The S32 Design Studio IDE is a complimentary integrated development environment for Automotive and Ultra-Reliable MCUs that enable editing, compiling and debugging of designs.

  1. Go to S32DS-PA and click User Guide.
  2. Follow the instructions within the S32 Design Studio for Power Architecture 2.1 installation guide.
  3. Run the S32 Design Studio by clicking the S32 Design Studio for Power Architecture V2.1 icon.
  4. Before flashing the device, verify that the updates have been installed on the S32 design studio for S32_SDK_S32PA_RTM_3.0.0 and AMMCLIB_1.1.20. To do so, go to Help and check for S32DS extensions and updates. It should be up to date with S32 SDK for Power architecture version 3.0.0 RTM and update with AMMCLIB v.1.1.20 for power architecture.
  5. Click Run > Flash from file...
  6. Double-click the GDB PEmicro Interface Debugging icon.
  7. Change the name of the new configuration to MPC5775E.
  8. Click the Debugger tab.
  9. Click the Device Name drop-down menu and select MPC5775E.
  10. Click Apply.
  11. Flash the .elf file.

4.2 Install the USB – CAN Interface Adapter

  1. Browse to Kvaser Downloads
  2. Download the latest Kvaser drivers for Windows and install them.
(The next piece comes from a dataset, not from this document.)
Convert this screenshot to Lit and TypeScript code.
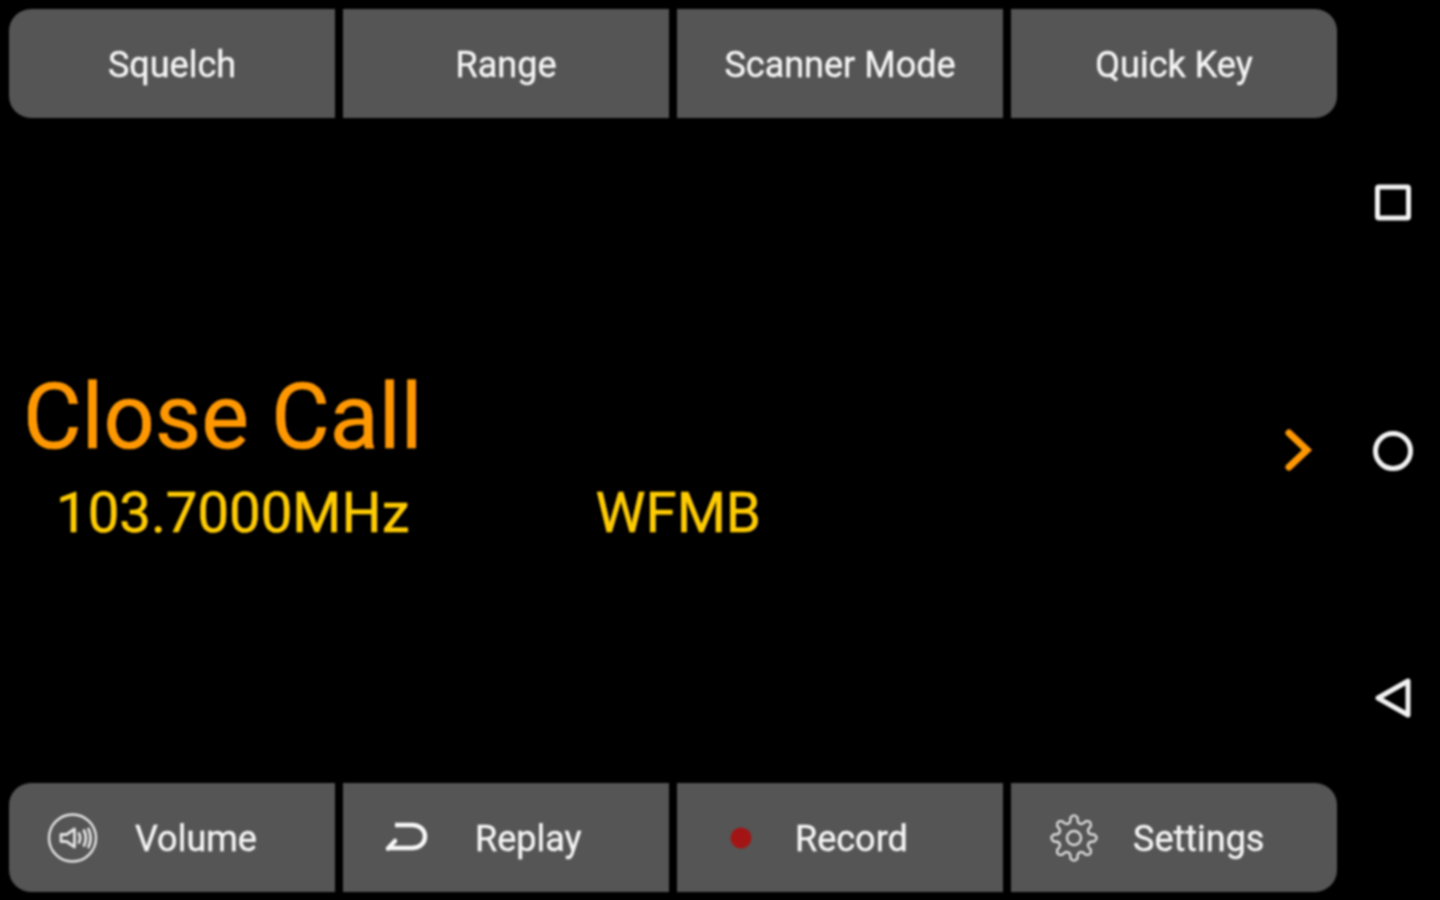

The driver page is shown below
  3. Connect the USB-CAN interface adapter to a USB port on the computer

4.3 Kvaser Leaf Light v2 9-pin Connector Pinout


Pin Description
1 not connected
2 CAN_L
3 GND
4 not connected
5 shield
6 not connected
7 CAN_H
8 not connected
9 not connected

4.4 FreeMASTER Setup

Refer to UM11551 PIM FreeMASTER GUI user manual for information on connecting to the PIM and using the FreeMASTER tool to monitor and control the inverter application demo.